In a letter dated Sept. 7, Manchin said he has received reports that MSHA inspectors are being instructed to leave their Authorized Representative Status credentials at their desks. The credentials allow inspectors to issue violations or give orders to remove miners if unsafe conditions are found.

Manchin also is concerned that MSHA reportedly has advised miners that they no longer are allowed to select a Miners’ Representative with “walk-around rights” to take part in the program unless the mine operator allows the participation. He described the news as “particularly alarming.”

“As provided under Section 103(f) of the (Federal Mine Safety and Health) Act, a Miners’ Representatives [sic] participates in and assists MSHA inspectors in mine inspections and accident investigations,” the letter states. “The Miners’ Representatives’ first-hand knowledge of the mines serves as a valuable asset during such inspections, investigations and any lawful CAP that MSHA could implement.”

Manchin is requesting that Acosta address the detailed goals of the CAP, which is slated to end Sept. 30; clarify any verbal or written directives to miners, mine operators or MSHA inspectors; and provide MSHA’s reason for telling inspectors not to bring ARS credentials to a mine site. The senator also wants information on an inspectors’ instructions should he or she find a “Significant and Substantial” violation or imminent danger during a compliance visit, as well as any MSHA data on injury rates for experienced versus inexperienced miners from October 2015 to March 2017.

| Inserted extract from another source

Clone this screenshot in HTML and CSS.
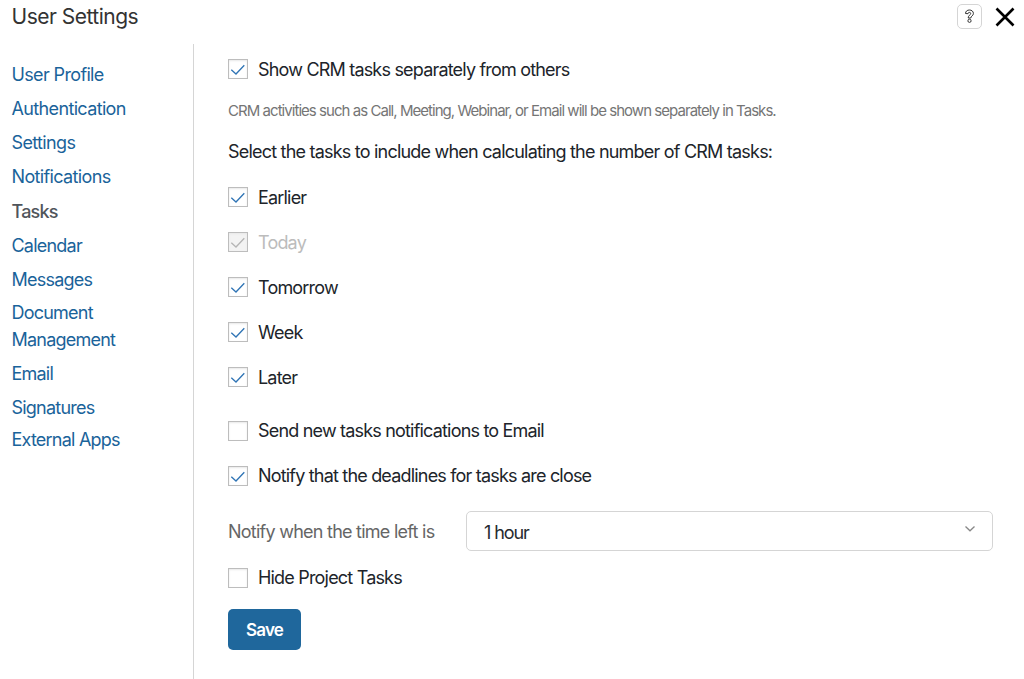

“I believe that, while the Compliance Assistance Program is an effort to improve miners’ safety, MSHA inspections, investigations and standards, the exercise in itself is an inspection, and, therefore, removing AR credentials or disallowing the presence of a Miners’ Representative undermines the transparent nature of MSHA’s operations for the ultimate safety of the worker – an original goal of Congress when it passed the Act,” the letter states.

When announcing its compliance assistance initiative in June, MSHA stated that workers who had one year of experience or less inside a mine incurred 903 injuries from October 2015 through this past March. That’s more than double the 418 injuries suffered by miners who had one to two years of experience. Further, seven of this year’s first eight coal mining fatalities were workers who had one year of experience or less in a mine, MSHA Deputy Assistant Secretary for Operations Patricia Silvey said in a June 6 press release.